Northwest Air and Art Festival, Albany
Northwest Air and Art Festival, Albany

Albany is a growing city in the Willamette Valley, 25 miles south of Salem and 45 miles north of Eugene. History rings from the streets of this sizable community with a population of approximately 54,000 residents. Four distinct historic districts contain over 700 antique homes and businesses, offering a vintage style with modern appeal.

When spending time downtown, be sure to visit Albany's Historic Carousel & Museum. This community-driven family attraction opened in 2017 and has provided countless rides with its individually-carved menagerie of animals. Each ride costs two dollars and comes with the chance to nab the brass ring.

Albany offers several other things to do outside of simply touring the historic streets and visiting local restaurants and shops. Other top attractions of Albany include regional museums, lake parks, and the unique Talking Gardens. And once a year, Albany hosts one of the best hot air balloon celebrations, the Northwest Air and Art Festival, which takes place in August.

12. Redmond

Smith Rock State Park, 10 miles north of Redmond
Smith Rock State Park, 10 miles north of Redmond

Redmond is a moderately sized city with a population of just over 31,000 residents. The city is on the east side of the Cascade Mountains and forms the northeast tip of a triangle with Bend and Sisters. Redmond is close to the high-desert region, and the city is perhaps best known for its quick access to spots like Smith Rock State Park and Redmond Caves.

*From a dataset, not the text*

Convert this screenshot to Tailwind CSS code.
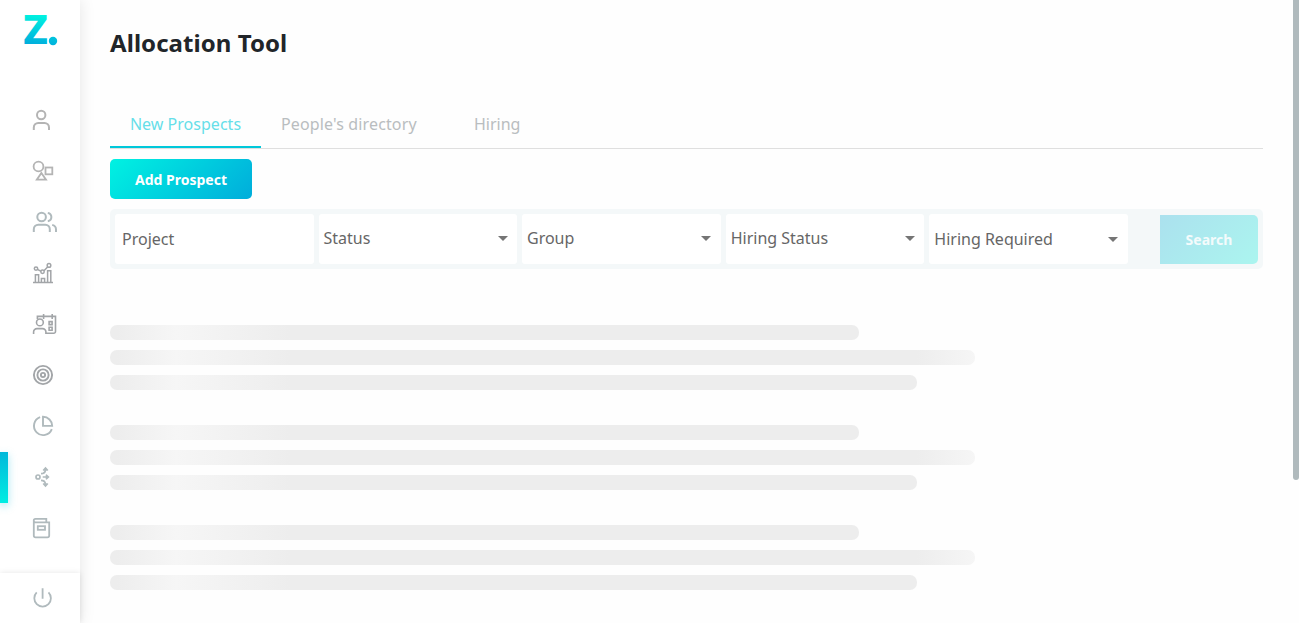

Smith Rock, one of Oregon's best state parks, is less than a 10-minute drive north of Redmond. This mecca of rock climbing and hiking presents a dazzling scene, where the Crooked River carves through a stunning vertical environment. Redmond Caves, on the other hand, are closer to town and dive deep into the underground.

Other natural attractions easily accessible from Redmond include waterfalls, botanical gardens, and beautiful public parks.